### YOUR OBJECTIVE
Go through each line of the records below and count those with the word "this". Give only the count.
>> Start LISTING
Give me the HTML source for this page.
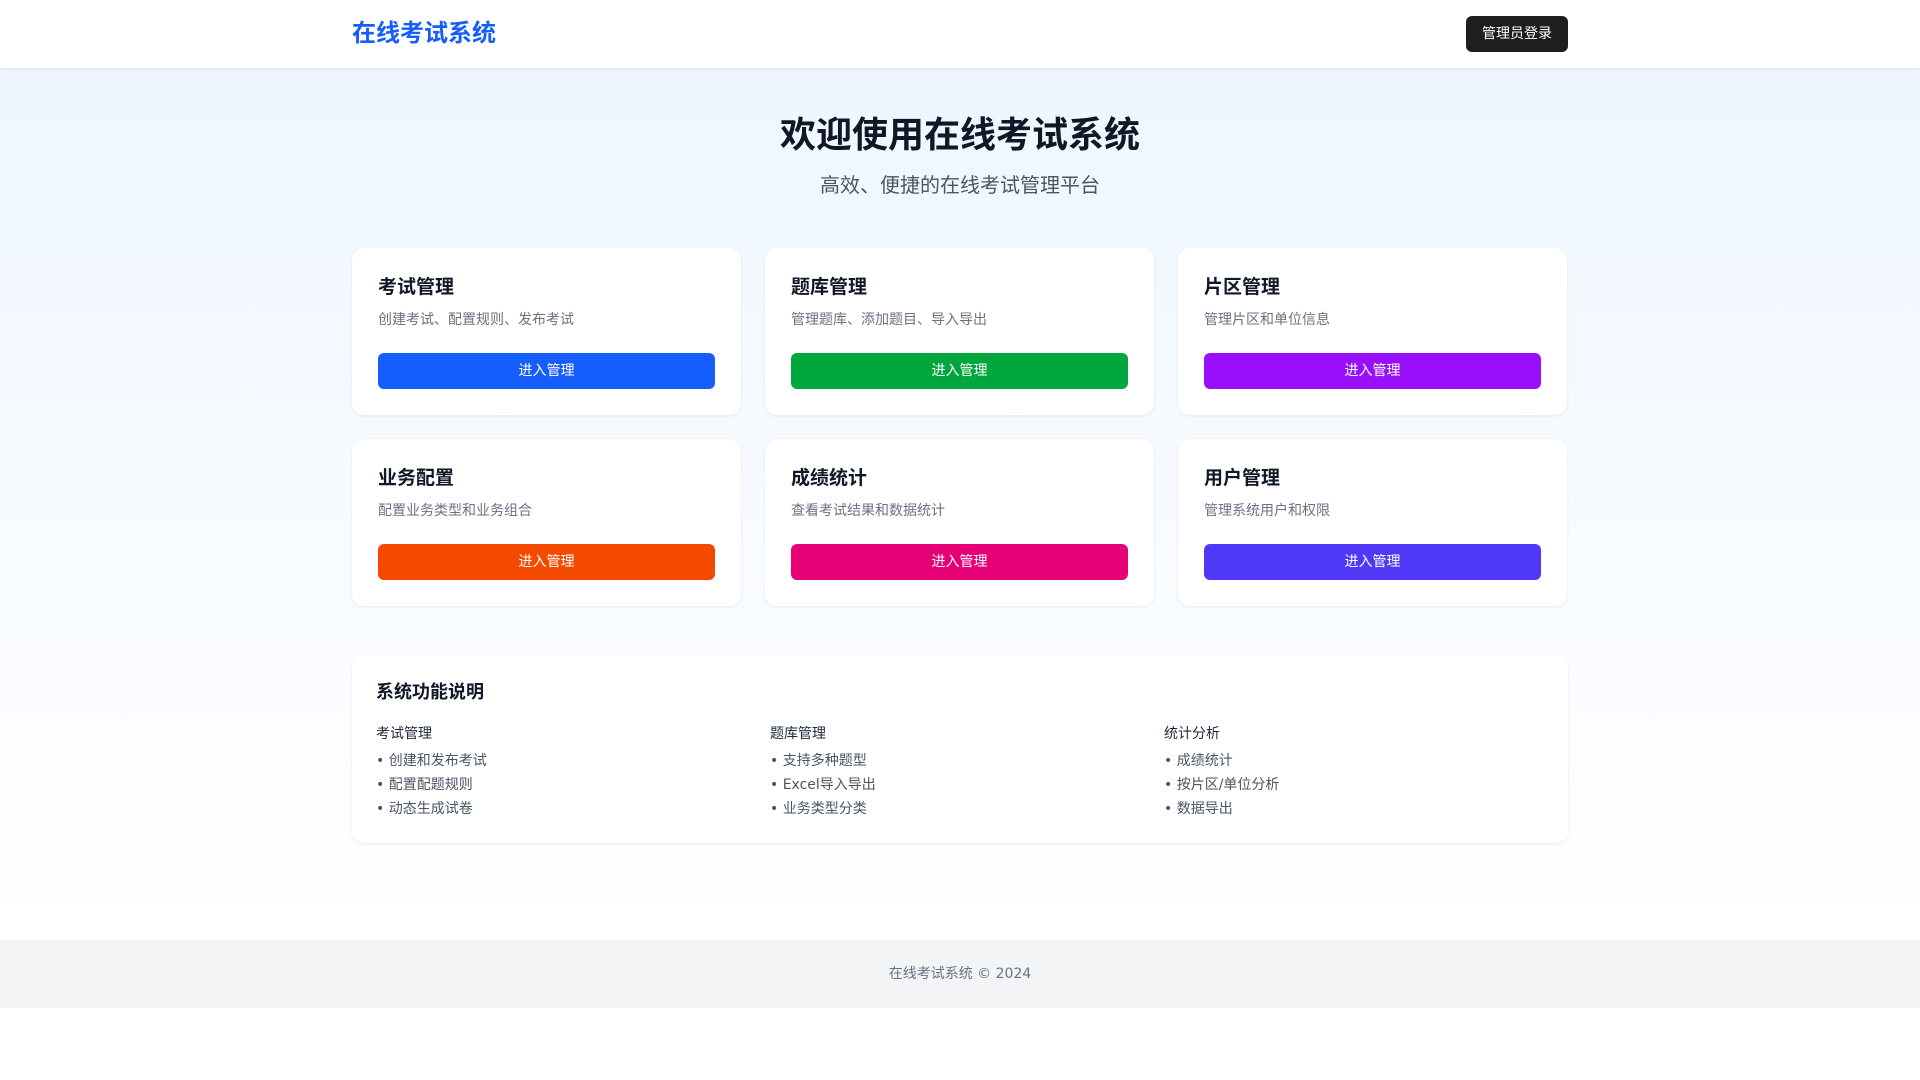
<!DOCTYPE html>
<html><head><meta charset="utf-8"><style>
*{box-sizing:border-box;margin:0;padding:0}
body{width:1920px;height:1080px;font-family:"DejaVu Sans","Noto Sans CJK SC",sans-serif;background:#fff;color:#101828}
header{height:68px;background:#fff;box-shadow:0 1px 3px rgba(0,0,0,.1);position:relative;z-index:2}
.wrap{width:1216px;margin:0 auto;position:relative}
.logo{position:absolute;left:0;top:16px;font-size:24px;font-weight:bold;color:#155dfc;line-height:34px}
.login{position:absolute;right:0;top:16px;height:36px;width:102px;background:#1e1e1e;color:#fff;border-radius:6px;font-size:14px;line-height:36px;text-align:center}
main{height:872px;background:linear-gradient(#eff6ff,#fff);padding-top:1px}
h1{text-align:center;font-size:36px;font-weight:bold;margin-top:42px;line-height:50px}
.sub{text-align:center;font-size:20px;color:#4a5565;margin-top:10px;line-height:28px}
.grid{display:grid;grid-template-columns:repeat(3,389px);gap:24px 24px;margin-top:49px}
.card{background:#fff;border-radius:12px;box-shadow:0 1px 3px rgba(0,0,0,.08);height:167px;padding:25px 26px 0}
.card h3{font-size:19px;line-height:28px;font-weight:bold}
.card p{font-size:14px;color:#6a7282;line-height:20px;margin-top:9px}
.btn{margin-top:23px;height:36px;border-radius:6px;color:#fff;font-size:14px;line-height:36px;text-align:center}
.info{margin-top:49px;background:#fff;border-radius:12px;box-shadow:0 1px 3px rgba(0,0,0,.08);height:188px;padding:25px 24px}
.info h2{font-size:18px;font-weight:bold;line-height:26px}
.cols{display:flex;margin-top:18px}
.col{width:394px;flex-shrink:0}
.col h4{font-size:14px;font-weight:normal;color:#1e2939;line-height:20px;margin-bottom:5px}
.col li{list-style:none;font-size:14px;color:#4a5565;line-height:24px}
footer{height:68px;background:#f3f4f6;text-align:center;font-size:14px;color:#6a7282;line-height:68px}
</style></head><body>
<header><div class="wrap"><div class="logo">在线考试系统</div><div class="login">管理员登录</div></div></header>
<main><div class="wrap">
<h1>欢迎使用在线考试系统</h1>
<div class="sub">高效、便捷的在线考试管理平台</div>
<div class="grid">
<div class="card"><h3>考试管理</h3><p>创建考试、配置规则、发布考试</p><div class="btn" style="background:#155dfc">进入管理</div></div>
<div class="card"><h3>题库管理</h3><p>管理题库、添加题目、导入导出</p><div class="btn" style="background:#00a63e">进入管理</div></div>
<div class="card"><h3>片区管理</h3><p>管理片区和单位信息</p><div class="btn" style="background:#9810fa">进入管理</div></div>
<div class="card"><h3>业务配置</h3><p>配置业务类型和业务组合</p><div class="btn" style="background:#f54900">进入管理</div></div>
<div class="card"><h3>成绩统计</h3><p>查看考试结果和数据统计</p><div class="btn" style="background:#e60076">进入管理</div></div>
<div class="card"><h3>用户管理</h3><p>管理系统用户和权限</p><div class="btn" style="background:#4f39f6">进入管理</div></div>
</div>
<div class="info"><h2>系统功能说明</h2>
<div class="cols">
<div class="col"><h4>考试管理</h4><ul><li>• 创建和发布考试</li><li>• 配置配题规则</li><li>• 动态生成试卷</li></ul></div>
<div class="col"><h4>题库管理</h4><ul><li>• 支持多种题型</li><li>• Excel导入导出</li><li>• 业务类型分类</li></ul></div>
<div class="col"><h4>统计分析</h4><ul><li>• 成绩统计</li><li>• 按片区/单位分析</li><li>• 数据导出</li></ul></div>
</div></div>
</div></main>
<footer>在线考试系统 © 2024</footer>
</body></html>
>> End LISTING
>> Start LISTING
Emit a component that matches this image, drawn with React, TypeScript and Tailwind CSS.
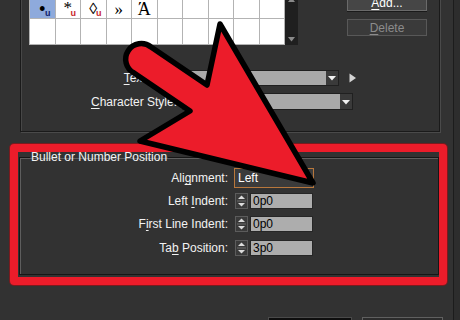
>> End LISTING
### RESPONSE
2